5. Our wedding didn’t put us (or our parents) in debt. HIGH FIVE.

The average US wedding costs $30,000. Ouch. People spend nearly $700 on attending weddings, and nearly $900 for millennials specifically. Just, no. We are about to move across the world and moving toward a minimalist lifestyle. We aren’t about any of that.

6. I can wear my dress again. Score!

Okay, wedding dresses are expensive and you don’t wear your big, fluffy, attention-drawing dress to summer parties. (Or maybe you do? Do you, booboo, do you.)

7. The amount of sanity I retained throughout this process is cherished like a precious gem.

Again, our day was stress-free, fun, and we would totally do it all over again. I have seen the stress weddings put on couples, their families, and their friendships. I have heard too many people say they are just ready for it to be over.

8. I know I looked good, and it was all thanks to me.

Now, I’m no hair stylist or makeup artist, but I did just fine getting myself ready for the day. I rarely wear makeup or do my hair, so why go over the top and be someone I’m not on my wedding day?

9. I still love all my people, and they still love me.

No, we didn’t include anyone else on this day, and while we all got a little sad about it at one point or another, it was for the best. In the end, everyone was happy for us and we are married nonetheless.

10. I didn’t have anything blue, and I don’t think my marriage will fail because of it.

I had new things, old things, and borrowed things, but no blue. Again, it’s a tradition that many people take part in and take cute photos of, but I don’t think I’m doomed for saying “screw it” to something blue.
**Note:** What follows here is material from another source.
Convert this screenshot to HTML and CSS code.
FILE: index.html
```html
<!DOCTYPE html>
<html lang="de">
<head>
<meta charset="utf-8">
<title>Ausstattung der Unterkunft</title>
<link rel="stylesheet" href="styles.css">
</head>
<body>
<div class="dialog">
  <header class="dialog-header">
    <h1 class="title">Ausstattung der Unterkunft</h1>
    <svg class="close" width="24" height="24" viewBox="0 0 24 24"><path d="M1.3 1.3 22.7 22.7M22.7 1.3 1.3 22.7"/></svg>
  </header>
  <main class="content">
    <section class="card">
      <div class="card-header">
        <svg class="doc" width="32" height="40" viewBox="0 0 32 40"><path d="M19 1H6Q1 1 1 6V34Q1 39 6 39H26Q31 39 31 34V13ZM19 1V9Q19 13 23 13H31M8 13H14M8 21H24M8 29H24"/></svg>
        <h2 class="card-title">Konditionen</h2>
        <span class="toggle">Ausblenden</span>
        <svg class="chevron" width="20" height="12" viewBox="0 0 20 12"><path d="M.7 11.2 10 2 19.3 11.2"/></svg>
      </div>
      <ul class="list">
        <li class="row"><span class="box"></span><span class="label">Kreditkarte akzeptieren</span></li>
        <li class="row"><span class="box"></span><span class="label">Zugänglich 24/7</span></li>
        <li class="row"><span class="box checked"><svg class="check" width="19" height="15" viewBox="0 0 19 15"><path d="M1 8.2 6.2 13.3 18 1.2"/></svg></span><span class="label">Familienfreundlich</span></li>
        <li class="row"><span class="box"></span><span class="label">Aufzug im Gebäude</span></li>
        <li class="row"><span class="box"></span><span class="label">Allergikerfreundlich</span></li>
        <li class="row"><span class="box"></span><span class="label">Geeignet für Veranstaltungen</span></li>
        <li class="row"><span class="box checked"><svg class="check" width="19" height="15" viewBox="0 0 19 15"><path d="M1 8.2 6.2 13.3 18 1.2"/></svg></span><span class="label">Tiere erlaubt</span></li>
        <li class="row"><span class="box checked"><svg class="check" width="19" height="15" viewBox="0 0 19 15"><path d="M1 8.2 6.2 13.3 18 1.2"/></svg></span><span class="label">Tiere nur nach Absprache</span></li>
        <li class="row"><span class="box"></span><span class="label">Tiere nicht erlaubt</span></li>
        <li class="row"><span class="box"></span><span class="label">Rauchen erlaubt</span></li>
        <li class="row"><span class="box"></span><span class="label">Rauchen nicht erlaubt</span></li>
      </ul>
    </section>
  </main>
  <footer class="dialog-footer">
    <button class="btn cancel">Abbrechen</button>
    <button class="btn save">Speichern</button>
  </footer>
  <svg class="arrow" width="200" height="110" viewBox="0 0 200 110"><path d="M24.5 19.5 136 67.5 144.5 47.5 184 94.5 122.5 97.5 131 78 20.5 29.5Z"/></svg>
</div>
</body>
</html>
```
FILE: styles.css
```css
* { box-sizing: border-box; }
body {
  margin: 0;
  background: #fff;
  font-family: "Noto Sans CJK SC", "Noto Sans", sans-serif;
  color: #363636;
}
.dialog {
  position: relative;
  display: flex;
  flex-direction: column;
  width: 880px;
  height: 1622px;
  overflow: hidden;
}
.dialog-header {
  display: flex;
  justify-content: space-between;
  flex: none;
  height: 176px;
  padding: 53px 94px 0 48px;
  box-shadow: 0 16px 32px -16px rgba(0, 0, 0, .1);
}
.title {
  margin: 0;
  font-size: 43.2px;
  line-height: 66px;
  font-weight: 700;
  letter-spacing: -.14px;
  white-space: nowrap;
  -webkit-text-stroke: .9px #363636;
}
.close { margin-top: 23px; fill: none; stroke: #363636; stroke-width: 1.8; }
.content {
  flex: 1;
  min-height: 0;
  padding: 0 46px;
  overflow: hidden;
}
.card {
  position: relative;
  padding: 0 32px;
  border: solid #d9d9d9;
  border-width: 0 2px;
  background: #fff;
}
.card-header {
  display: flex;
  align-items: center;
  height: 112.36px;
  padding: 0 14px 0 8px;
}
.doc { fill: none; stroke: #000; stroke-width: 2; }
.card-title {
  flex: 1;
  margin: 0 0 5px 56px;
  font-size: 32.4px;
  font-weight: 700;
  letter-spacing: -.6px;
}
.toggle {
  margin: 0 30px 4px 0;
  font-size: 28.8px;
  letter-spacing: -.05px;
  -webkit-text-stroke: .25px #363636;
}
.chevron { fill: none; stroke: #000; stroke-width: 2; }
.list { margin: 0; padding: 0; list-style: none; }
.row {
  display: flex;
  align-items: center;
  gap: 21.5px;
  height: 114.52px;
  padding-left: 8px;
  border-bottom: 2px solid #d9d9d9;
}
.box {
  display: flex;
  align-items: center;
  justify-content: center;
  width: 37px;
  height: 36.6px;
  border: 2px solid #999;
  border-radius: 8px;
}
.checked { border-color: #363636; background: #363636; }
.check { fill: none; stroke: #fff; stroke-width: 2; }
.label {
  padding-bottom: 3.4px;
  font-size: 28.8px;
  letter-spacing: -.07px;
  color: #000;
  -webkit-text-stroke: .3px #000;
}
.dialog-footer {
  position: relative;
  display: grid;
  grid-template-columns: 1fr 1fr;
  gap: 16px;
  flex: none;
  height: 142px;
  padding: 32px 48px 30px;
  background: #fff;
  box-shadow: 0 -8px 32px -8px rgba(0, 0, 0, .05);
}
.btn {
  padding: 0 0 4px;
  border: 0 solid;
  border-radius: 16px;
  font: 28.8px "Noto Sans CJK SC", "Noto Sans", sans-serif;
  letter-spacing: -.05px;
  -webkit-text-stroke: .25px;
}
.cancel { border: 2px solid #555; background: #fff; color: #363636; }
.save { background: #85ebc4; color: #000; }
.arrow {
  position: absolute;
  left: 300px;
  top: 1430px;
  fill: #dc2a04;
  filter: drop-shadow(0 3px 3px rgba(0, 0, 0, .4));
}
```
11. We didn’t make enough plans for things to go wrong, so naturally, it was all right.

Our elopement was easy. We didn’t have much planned except for brunch for four, applying for the marriage certificate, and getting hitched. The rest was for coffee, photos, and giggling. Oh, and love. SO much love.

12. I got to spend the ENTIRE day with my better half, and I still liked him at the end of it. Boo-yah.

I think this one speaks for itself.

13. I was comfortable the whole damn day. Yes, I’m bragging about it.

Wearing anything uncomfortable on one of the longest days of your life is stupid. Seriously, why, though?

14. I know God doesn’t love me any less because I didn’t get married in a church.

My husband and I don’t share the same beliefs (to be honest, I’m trying to nail mine down).

My choices and life have been questioned/spectated because of this, and that’s fine. It’s no one’s business by mine. Your opinions about my relationship with God don’t affect my relationship with God.

15. After doing our wedding completely the way we wanted, I find it foolish for anyone to do anything but just that.

Every single post-wedding bride I’ve talked to, of all ages, have told me that if they could do it over again, they would have eloped. Every. Single. One. I can’t even fathom the funds or time collectively spent on something you wouldn’t want to relive.